### [Exercise goal]
Extract all lines containing "this".
## Start The records
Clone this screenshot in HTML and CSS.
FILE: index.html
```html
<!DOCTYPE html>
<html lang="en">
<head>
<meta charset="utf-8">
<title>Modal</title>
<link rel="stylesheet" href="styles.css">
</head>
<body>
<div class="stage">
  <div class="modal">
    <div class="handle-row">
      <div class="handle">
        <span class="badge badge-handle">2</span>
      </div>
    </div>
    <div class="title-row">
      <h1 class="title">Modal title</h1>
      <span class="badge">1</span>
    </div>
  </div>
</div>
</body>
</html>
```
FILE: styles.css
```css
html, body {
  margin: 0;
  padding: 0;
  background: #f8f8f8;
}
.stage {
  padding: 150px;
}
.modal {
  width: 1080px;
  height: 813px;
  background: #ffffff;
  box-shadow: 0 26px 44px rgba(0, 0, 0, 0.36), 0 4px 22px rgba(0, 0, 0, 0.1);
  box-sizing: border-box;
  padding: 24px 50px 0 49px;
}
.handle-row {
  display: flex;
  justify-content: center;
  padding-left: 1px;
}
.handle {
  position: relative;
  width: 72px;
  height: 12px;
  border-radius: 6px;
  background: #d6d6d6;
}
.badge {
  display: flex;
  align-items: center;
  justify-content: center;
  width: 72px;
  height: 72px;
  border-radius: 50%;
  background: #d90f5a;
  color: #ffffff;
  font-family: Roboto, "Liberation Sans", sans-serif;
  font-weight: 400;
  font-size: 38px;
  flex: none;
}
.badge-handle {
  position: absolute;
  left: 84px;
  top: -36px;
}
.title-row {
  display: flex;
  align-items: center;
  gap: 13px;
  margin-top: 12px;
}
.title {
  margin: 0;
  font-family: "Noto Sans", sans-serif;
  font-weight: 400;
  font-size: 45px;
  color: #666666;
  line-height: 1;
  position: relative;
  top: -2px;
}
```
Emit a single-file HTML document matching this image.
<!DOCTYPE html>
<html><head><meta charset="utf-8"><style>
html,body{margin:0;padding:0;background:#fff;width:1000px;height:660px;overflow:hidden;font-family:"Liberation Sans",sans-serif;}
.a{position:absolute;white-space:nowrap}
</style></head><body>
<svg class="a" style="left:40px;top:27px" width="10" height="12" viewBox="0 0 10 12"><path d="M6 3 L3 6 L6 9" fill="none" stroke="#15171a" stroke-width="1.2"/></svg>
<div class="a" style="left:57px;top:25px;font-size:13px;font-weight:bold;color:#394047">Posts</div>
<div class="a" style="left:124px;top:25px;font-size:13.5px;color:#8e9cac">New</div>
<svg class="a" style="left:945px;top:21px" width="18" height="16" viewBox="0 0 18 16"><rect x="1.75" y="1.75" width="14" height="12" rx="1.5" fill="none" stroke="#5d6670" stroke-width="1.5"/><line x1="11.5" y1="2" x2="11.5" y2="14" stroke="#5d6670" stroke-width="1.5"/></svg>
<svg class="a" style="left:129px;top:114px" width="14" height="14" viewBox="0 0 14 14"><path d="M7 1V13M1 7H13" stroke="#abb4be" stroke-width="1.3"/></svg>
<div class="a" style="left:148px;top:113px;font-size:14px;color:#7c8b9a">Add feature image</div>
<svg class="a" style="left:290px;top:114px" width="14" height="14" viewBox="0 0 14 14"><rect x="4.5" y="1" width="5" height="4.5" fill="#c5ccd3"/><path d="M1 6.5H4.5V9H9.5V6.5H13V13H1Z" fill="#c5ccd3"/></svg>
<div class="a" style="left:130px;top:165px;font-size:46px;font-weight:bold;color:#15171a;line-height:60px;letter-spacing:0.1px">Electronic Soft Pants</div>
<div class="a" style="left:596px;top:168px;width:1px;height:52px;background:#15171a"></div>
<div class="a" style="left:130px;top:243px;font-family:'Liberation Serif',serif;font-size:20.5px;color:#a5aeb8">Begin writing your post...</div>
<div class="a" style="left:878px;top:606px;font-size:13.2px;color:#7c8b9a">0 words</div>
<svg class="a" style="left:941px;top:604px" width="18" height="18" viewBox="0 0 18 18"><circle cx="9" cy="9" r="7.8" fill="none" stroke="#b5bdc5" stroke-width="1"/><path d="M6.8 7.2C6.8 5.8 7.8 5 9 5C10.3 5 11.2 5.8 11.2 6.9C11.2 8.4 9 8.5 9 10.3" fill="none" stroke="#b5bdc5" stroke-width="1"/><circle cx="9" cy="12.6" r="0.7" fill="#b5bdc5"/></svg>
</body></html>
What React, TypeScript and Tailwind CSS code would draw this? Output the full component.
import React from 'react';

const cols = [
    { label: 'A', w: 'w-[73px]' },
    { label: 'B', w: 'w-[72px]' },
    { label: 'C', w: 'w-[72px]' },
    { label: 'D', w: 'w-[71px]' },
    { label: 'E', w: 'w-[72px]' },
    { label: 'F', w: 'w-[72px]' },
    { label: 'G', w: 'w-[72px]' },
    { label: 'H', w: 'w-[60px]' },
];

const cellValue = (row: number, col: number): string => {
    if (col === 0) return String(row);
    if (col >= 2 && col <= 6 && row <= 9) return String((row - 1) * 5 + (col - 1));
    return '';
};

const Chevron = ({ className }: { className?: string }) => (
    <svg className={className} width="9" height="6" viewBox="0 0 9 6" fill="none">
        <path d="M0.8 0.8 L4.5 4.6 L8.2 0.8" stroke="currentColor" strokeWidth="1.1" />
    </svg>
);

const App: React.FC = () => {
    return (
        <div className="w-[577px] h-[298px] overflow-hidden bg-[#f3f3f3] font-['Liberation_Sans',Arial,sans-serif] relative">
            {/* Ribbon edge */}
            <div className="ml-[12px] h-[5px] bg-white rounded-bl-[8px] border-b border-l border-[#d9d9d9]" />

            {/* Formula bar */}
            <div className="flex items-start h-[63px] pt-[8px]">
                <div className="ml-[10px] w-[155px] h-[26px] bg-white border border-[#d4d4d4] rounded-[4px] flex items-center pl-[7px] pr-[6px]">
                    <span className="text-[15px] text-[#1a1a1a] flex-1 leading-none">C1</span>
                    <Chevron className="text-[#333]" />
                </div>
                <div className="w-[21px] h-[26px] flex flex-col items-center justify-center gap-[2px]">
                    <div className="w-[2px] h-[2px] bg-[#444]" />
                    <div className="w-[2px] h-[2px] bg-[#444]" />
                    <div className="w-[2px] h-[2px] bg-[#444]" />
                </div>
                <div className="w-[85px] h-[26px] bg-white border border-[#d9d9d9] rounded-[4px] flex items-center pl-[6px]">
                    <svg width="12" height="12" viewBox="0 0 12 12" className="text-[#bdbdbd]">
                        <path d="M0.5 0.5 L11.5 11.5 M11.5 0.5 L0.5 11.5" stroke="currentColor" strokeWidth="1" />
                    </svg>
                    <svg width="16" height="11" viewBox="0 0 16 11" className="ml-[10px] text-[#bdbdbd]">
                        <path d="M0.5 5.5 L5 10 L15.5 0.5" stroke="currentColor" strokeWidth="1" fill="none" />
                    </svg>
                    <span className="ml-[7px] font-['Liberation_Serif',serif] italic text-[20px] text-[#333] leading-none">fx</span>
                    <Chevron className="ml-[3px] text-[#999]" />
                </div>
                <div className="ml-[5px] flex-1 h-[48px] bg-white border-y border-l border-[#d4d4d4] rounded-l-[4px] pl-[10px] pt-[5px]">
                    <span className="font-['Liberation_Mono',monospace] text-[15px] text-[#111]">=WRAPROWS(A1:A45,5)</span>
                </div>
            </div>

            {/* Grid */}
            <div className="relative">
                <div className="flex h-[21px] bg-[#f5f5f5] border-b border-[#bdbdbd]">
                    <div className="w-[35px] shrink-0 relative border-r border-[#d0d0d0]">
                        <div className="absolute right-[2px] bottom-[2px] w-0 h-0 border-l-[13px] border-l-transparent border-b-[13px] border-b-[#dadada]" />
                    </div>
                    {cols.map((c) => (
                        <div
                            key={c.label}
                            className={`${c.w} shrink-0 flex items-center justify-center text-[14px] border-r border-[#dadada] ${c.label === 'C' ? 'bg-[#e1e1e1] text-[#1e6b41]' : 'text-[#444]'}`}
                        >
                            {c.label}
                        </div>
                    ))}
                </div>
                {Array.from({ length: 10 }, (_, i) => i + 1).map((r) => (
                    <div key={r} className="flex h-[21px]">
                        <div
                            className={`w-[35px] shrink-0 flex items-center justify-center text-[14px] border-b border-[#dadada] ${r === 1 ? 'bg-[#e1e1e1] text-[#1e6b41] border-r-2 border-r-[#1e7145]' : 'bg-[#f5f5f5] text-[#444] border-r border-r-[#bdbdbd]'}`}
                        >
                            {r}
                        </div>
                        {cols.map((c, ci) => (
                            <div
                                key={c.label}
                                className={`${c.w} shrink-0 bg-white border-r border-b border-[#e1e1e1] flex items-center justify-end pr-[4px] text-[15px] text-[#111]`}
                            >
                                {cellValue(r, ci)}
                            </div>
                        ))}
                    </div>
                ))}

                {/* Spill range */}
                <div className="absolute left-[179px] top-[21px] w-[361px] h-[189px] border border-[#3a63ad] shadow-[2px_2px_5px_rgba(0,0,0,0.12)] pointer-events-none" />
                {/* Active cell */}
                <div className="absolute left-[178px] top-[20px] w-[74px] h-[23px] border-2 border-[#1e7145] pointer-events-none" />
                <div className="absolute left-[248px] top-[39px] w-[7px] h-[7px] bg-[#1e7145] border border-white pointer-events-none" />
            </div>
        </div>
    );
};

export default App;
## End The records
### [Solved exercise]
Clone this screenshot in HTML and CSS.
Emit a single-file HTML document matching this image.
What React, TypeScript and Tailwind CSS code would draw this? Output the full component.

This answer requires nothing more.